Material.

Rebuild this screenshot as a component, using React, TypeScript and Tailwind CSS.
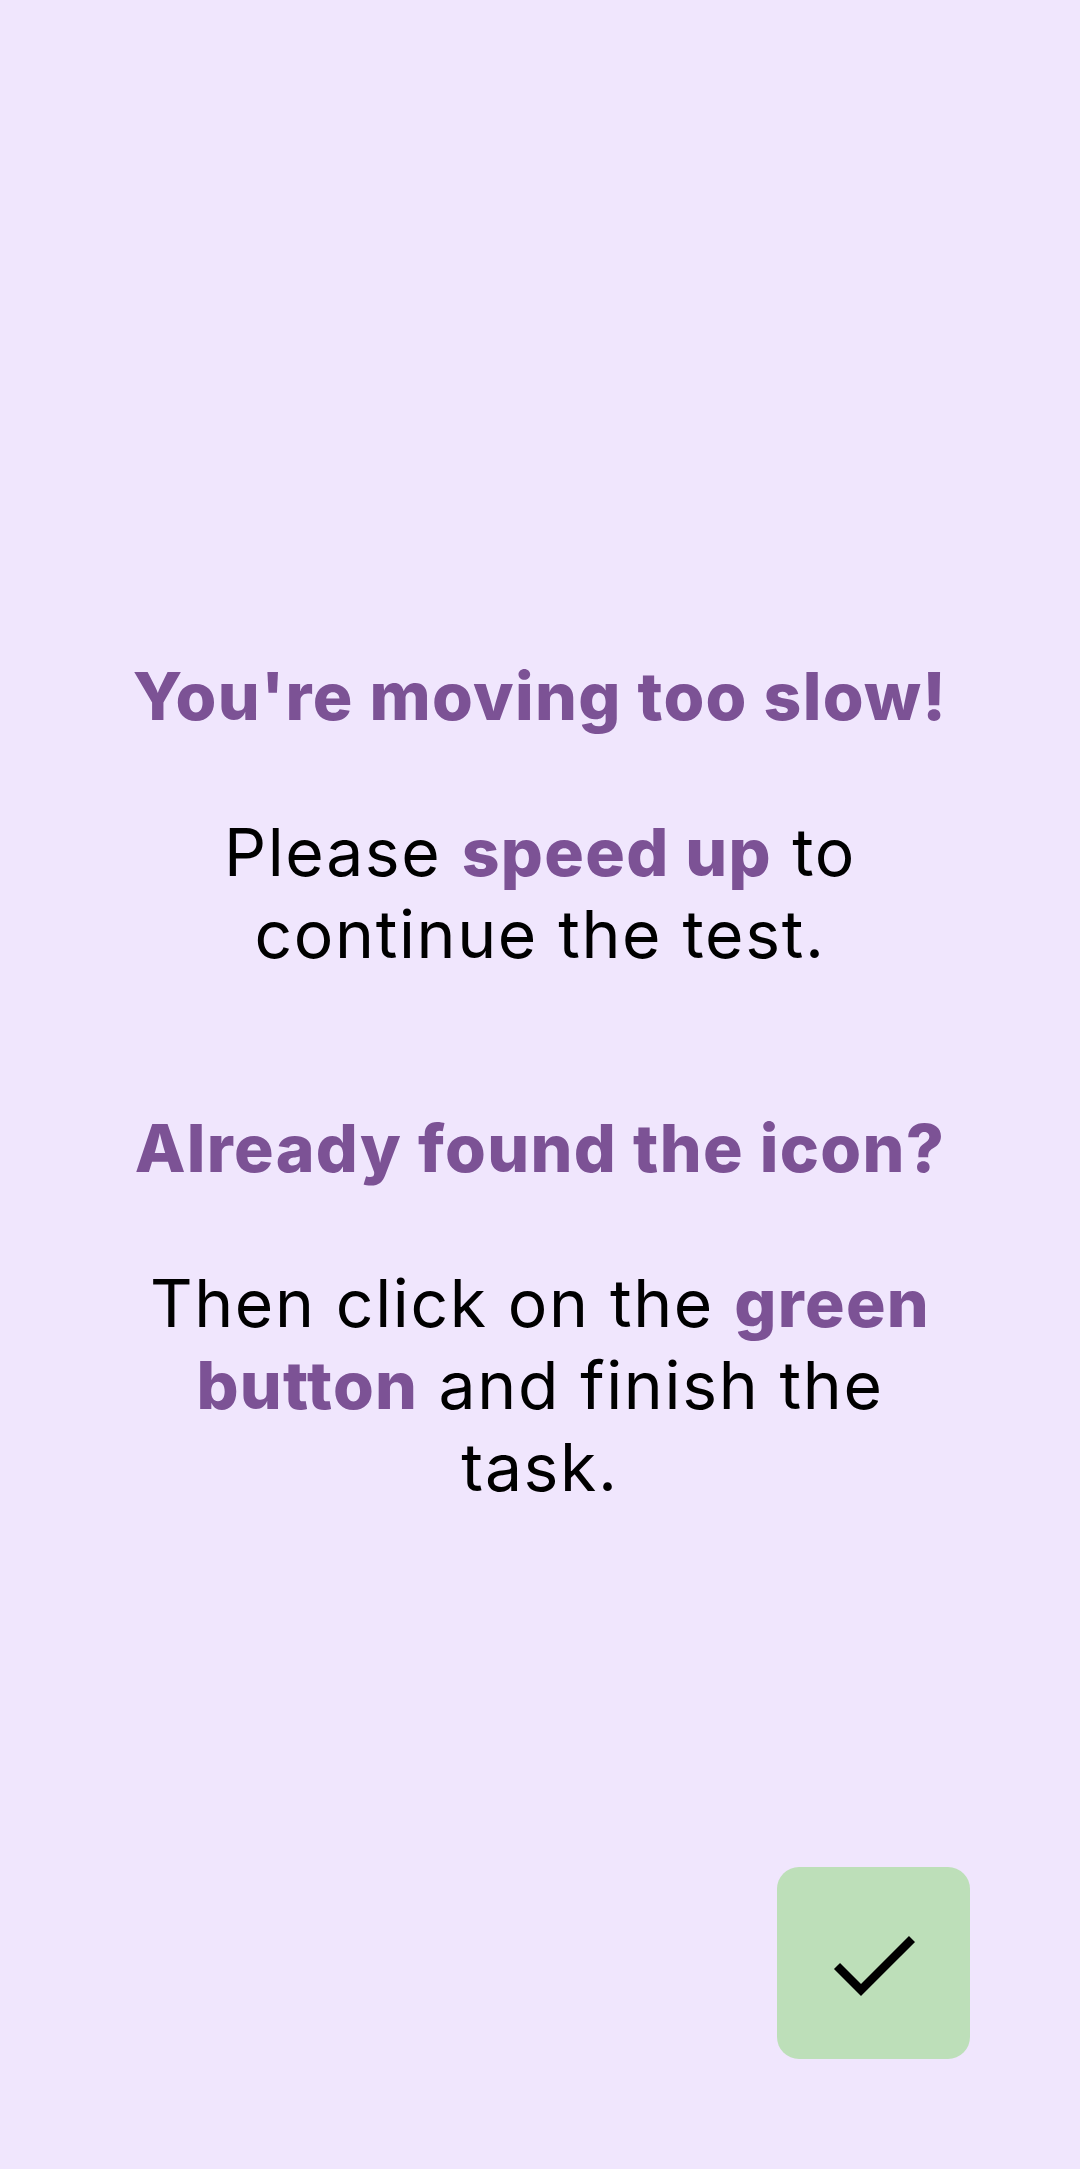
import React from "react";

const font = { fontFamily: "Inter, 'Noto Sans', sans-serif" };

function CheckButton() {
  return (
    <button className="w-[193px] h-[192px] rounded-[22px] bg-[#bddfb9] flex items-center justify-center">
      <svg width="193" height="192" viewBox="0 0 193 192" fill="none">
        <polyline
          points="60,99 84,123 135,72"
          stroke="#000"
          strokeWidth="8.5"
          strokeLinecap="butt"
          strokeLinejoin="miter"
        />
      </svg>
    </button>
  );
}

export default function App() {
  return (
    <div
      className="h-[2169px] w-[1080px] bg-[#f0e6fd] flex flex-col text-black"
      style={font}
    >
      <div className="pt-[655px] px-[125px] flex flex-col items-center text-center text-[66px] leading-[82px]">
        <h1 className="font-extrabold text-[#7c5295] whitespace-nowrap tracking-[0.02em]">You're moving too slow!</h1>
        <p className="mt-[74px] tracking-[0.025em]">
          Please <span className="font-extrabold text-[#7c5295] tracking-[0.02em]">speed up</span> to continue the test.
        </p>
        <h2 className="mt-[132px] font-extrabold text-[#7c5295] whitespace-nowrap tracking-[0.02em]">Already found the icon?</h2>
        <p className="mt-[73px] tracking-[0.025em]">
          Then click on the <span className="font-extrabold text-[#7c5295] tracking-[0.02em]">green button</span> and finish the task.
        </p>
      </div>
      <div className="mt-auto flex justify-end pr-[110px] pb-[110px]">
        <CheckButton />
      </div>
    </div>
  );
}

Written request. Reproduce the material above in full and without alteration, but skip all pictures.

Worked answer.
Rebuild this screenshot as a component, using React, TypeScript and Tailwind CSS.
import React from "react";

const font = { fontFamily: "Inter, 'Noto Sans', sans-serif" };

function CheckButton() {
  return (
    <button className="w-[193px] h-[192px] rounded-[22px] bg-[#bddfb9] flex items-center justify-center">
      <svg width="193" height="192" viewBox="0 0 193 192" fill="none">
        <polyline
          points="60,99 84,123 135,72"
          stroke="#000"
          strokeWidth="8.5"
          strokeLinecap="butt"
          strokeLinejoin="miter"
        />
      </svg>
    </button>
  );
}

export default function App() {
  return (
    <div
      className="h-[2169px] w-[1080px] bg-[#f0e6fd] flex flex-col text-black"
      style={font}
    >
      <div className="pt-[655px] px-[125px] flex flex-col items-center text-center text-[66px] leading-[82px]">
        <h1 className="font-extrabold text-[#7c5295] whitespace-nowrap tracking-[0.02em]">You're moving too slow!</h1>
        <p className="mt-[74px] tracking-[0.025em]">
          Please <span className="font-extrabold text-[#7c5295] tracking-[0.02em]">speed up</span> to continue the test.
        </p>
        <h2 className="mt-[132px] font-extrabold text-[#7c5295] whitespace-nowrap tracking-[0.02em]">Already found the icon?</h2>
        <p className="mt-[73px] tracking-[0.025em]">
          Then click on the <span className="font-extrabold text-[#7c5295] tracking-[0.02em]">green button</span> and finish the task.
        </p>
      </div>
      <div className="mt-auto flex justify-end pr-[110px] pb-[110px]">
        <CheckButton />
      </div>
    </div>
  );
}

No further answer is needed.